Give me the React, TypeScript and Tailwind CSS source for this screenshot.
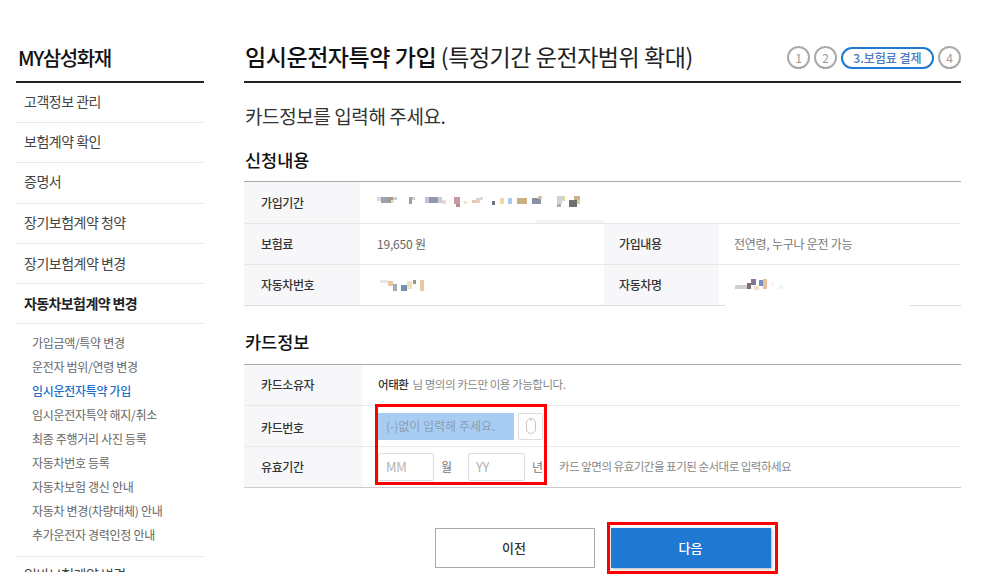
const font = { fontFamily: '"Noto Sans CJK KR", "Noto Sans", sans-serif' };

const mainMenu = ['고객정보 관리', '보험계약 확인', '증명서', '장기보험계약 청약', '장기보험계약 변경'];

const subMenu = [
  '가입금액/특약 변경',
  '운전자 범위/연령 변경',
  '임시운전자특약 가입',
  '임시운전자특약 해지/취소',
  '최종 주행거리 사진 등록',
  '자동차번호 등록',
  '자동차보험 갱신 안내',
  '자동차 변경(차량대체) 안내',
  '추가운전자 경력인정 안내',
];

function Sidebar() {
  return (
    <aside className="w-[188px] h-[572px] overflow-hidden shrink-0">
      <h2 className="h-[83px] pl-[2px] pt-[43px] border-b-2 border-[#222] text-[20px] leading-[30px] font-medium text-[#111] tracking-[-1.4px]">
        MY삼성화재
      </h2>
      <ul>
        {mainMenu.map((item, i) => (
          <li
            key={item}
            className={
              i === 4
                ? 'h-[40.2px] pl-2 border-b border-[#e8e8e8] text-[14px] leading-[39px] tracking-[-0.5px] text-[#444]'
                : 'h-[40.2px] pl-2 border-b border-[#e8e8e8] text-[14px] leading-[37px] tracking-[-0.5px] text-[#444]'
            }
          >
            {item}
          </li>
        ))}
        <li className="h-[40px] pl-2 border-b border-[#e8e8e8] text-[14px] leading-[39px] tracking-[-0.6px] font-bold text-[#222]">
          자동차보험계약 변경
        </li>
      </ul>
      <ul className="pt-[7px] pb-[9px] pl-4 border-b border-[#e8e8e8]">
        {subMenu.map((item, i) => (
          <li
            key={item}
            className={
              i === 2
                ? 'h-6 text-[12px] leading-6 tracking-[-0.3px] font-medium text-[#1f6fc9]'
                : 'h-6 text-[12px] leading-6 tracking-[-0.3px] text-[#666]'
            }
          >
            {item}
          </li>
        ))}
      </ul>
      <div className="pl-2 pt-[7px] text-[14px] leading-5 tracking-[-0.5px] text-[#444]">일반보험계약 변경</div>
    </aside>
  );
}

function Steps() {
  const circle =
    'w-[23px] h-[23px] rounded-full border-2 border-[#aaa] flex items-center justify-center text-[12px] text-[#999]';
  return (
    <div className="flex items-center gap-1">
      <span className={circle}>1</span>
      <span className={circle}>2</span>
      <span className="w-[93px] h-[22px] rounded-full border-2 border-[#1f78d1] flex items-center justify-center text-[12px] font-medium text-[#4a78c0]">
        3.보험료 결제
      </span>
      <span className={circle}>4</span>
    </div>
  );
}

type Block = [number, number, number, number, string];

// 가려진 개인정보 (모자이크)
function Mosaic({ blocks, w }: { blocks: Block[]; w: number }) {
  return (
    <svg width={w} height={13} className="block">
      {blocks.map(([x, y, bw, bh, c], i) => (
        <rect key={i} x={x} y={y} width={bw} height={bh} fill={c} />
      ))}
    </svg>
  );
}

const periodBlocks: Block[] = [
  [0, 2, 4, 4, '#d8d8e2'], [4, 2, 6, 6, '#9aa3b4'], [10, 2, 6, 6, '#a89a90'], [16, 2, 4, 3, '#c0d4dc'], [14, 5, 3, 3, '#ddd'],
  [32, 2, 3, 7, '#9aa0a8'], [35, 2, 3, 3, '#c8ccd0'], [48, 2, 4, 6, '#bcc8d8'], [52, 2, 9, 6, '#9098aa'], [61, 2, 4, 6, '#c8ccd4'], [65, 5, 4, 4, '#e8d8d0'],
  [77, 2, 6, 7, '#c89aa0'], [79, 9, 4, 3, '#c08890'], [87, 6, 3, 3, '#efe6da'], [95, 5, 4, 3, '#e8c8a8'], [99, 3, 4, 5, '#e0d0c8'], [103, 2, 3, 3, '#d8d8e0'],
  [115, 6, 3, 4, '#6a7488'], [123, 3, 4, 6, '#f0d8a0'], [131, 3, 4, 6, '#a8c8ec'], [140, 3, 10, 6, '#c8b080'],
  [155, 3, 9, 6, '#8a92a6'], [161, 1, 4, 3, '#d8c0a8'], [180, 1, 5, 8, '#ccd4e0'], [185, 1, 3, 5, '#d8d8a8'], [180, 9, 4, 3, '#a8acb4'],
  [192, 5, 8, 7, '#707070'], [197, 1, 6, 4, '#c8b090'], [200, 5, 3, 4, '#d8d0a0'],
];

const carNoBlocks: Block[] = [
  [0, 1, 8, 3, '#e4e8ec'], [8, 2, 5, 5, '#e8c8a0'], [13, 5, 4, 7, '#a0aeb8'], [21, 6, 6, 6, '#7890b0'],
  [27, 2, 5, 8, '#f0e0b8'], [33, 1, 3, 4, '#a09080'], [40, 1, 4, 11, '#e8c8a0'],
];

const carNameBlocks: Block[] = [
  [0, 6, 12, 4, '#d0d0d0'], [12, 4, 4, 6, '#807070'], [16, 0, 5, 6, '#887890'], [19, 7, 5, 4, '#f0e0c8'],
  [24, 1, 4, 6, '#7890c0'], [28, 0, 4, 10, '#e8c0a0'], [36, 3, 3, 4, '#f8f4e8'], [44, 6, 4, 4, '#e8f8f4'],
];

function Th({ children, className = '' }: { children: React.ReactNode; className?: string }) {
  return (
    <div className={`bg-[#f7f7f9] flex items-center text-[12px] font-medium tracking-[-0.4px] text-[#333] ${className}`}>
      {children}
    </div>
  );
}

function Main() {
  return (
    <main className="w-[717px] ml-10 shrink-0">
      <div className="h-[83px] border-b-2 border-[#222] flex items-end justify-between pb-[12px]">
        <h1 className="pl-px text-[23px] leading-[26px] tracking-[-0.45px] text-[#111] font-medium">
          임시운전자특약 가입 <span className="font-normal tracking-[-0.45px] text-[#222]">(특정기간 운전자범위 확대)</span>
        </h1>
        <Steps />
      </div>
      <p className="mt-[19px] pl-px text-[19px] leading-[27px] tracking-[-0.4px] text-[#333]">카드정보를 입력해 주세요.</p>
      <h3 className="mt-[18px] pl-px text-[17.5px] leading-[26px] font-medium text-[#111]">신청내용</h3>

      <section className="relative mt-[8px] border-t border-[#aaa]">
        <div className="absolute left-[292px] top-[38px] w-[68px] h-[3px] bg-[#f5f5f6]" />
        <div className="flex h-[42px] border-b border-[#e8e8e8]">
          <Th className="w-[116px] pl-[17px]">가입기간</Th>
          <div className="flex-1 pl-[17px] pb-[2px] flex items-center">
            <Mosaic blocks={periodBlocks} w={205} />
          </div>
        </div>
        <div className="flex h-[41px] border-b border-[#e8e8e8]">
          <Th className="w-[116px] pl-[17px]">보험료</Th>
          <div className="w-[244px] pl-[17px] flex items-center text-[12px] tracking-[-0.2px] text-[#666]">19,650 원</div>
          <Th className="w-[115px] pl-[15px]">가입내용</Th>
          <div className="flex-1 pl-[15px] flex items-center text-[12px] tracking-[-0.25px] text-[#777]">전연령, 누구나 운전 가능</div>
        </div>
        <div className="flex h-[40px]">
          <Th className="w-[116px] pl-[17px]">자동차번호</Th>
          <div className="w-[244px] pl-[20px] flex items-center">
            <Mosaic blocks={carNoBlocks} w={46} />
          </div>
          <Th className="w-[115px] pl-[15px]">자동차명</Th>
          <div className="flex-1 pl-4 flex items-center">
            <Mosaic blocks={carNameBlocks} w={50} />
          </div>
        </div>
        <div className="flex h-px">
          <div className="w-[481px] bg-[#ddd]" />
          <div className="w-[185px]" />
          <div className="flex-1 bg-[#ddd]" />
        </div>
      </section>

      <h3 className="mt-[23px] pl-px text-[17.5px] leading-[26px] font-medium text-[#111]">카드정보</h3>

      <section className="mt-[9px] border-t border-[#aaa]">
        <div className="flex h-[41px] border-b border-[#e8e8e8]">
          <Th className="w-[118px] pl-[17px]">카드소유자</Th>
          <div className="pl-[16px] flex items-center text-[11.5px] tracking-[-0.45px] text-[#888]">
            <b className="font-medium text-[#333] mr-1">어태환</b>님 명의의 카드만 이용 가능합니다.
          </div>
        </div>
        <div className="flex h-[41px] border-b border-[#e8e8e8]">
          <Th className="w-[118px] pl-[17px] pt-[3px]">카드번호</Th>
          <div className="pl-[16px] flex items-center gap-1">
            <div className="w-[136px] h-[27px] bg-[#a8cdf3] pl-2 flex items-center text-[12px] text-[#8a9db4]">
              (-)없이 입력해 주세요.
            </div>
            <div className="w-[25px] h-[27px] border border-[#ddd] rounded-[2px] flex items-center justify-center">
              <svg width="12" height="16" viewBox="0 0 12 16" fill="none" stroke="#c4c4c4">
                <rect x="1.5" y="0.5" width="9" height="15" rx="4.5" />
                <path d="M6 0.5v3" />
              </svg>
            </div>
          </div>
        </div>
        <div className="flex h-[41px] border-b border-[#ccc]">
          <Th className="w-[118px] pl-[17px] pb-[1px]">유효기간</Th>
          <div className="pl-[16px] flex items-center text-[12px] text-[#777]">
            <div className="w-[56px] h-[28px] border border-[#ddd] rounded-[2px] pl-[7px] flex items-center text-[13px] tracking-[-0.3px] text-[#b4b4b4]">MM</div>
            <span className="ml-[7px] w-[27px]">월</span>
            <div className="w-[57px] h-[28px] border border-[#ddd] rounded-[2px] pl-[7px] flex items-center text-[13px] tracking-[-0.3px] text-[#b4b4b4]">YY</div>
            <span className="ml-[7px]">년</span>
            <span className="ml-[16px] text-[#888] text-[11.5px] tracking-[-0.5px]">카드 앞면의 유효기간을 표기된 순서대로 입력하세요</span>
          </div>
        </div>
      </section>

      <div className="mt-[40px] flex justify-center gap-4 pl-px">
        <button className="w-40 h-10 pb-px pr-[2px] border border-[#aaa] text-[13px] font-medium text-[#333] bg-white">이전</button>
        <button className="w-40 h-10 pb-px pr-px bg-[#1f78d1] shadow-[1px_1px_3px_rgba(0,0,0,0.3)] text-[13px] font-medium text-white">다음</button>
      </div>
    </main>
  );
}

export default function App() {
  return (
    <div className="relative w-[995px] h-[588px] overflow-hidden bg-white pl-4 flex" style={font}>
      <Sidebar />
      <Main />
      {/* 캡처에 표시된 빨간 강조 박스 */}
      <div className="absolute left-[375px] top-[404px] w-[172px] h-[81px] border-[3px] border-[#f00]" />
      <div className="absolute left-[607px] top-[522px] w-[171px] h-[52px] border-[3px] border-[#f00]" />
    </div>
  );
}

---------------

Starting with the first line of the data above and ending with the line containing "const mainMenu = ['고객정보", please restate every line exactly, leaving images out.

_OUTPUT OF THE TASK_
Give me the React, TypeScript and Tailwind CSS source for this screenshot.
const font = { fontFamily: '"Noto Sans CJK KR", "Noto Sans", sans-serif' };

const mainMenu = ['고객정보 관리', '보험계약 확인', '증명서', '장기보험계약 청약', '장기보험계약 변경'];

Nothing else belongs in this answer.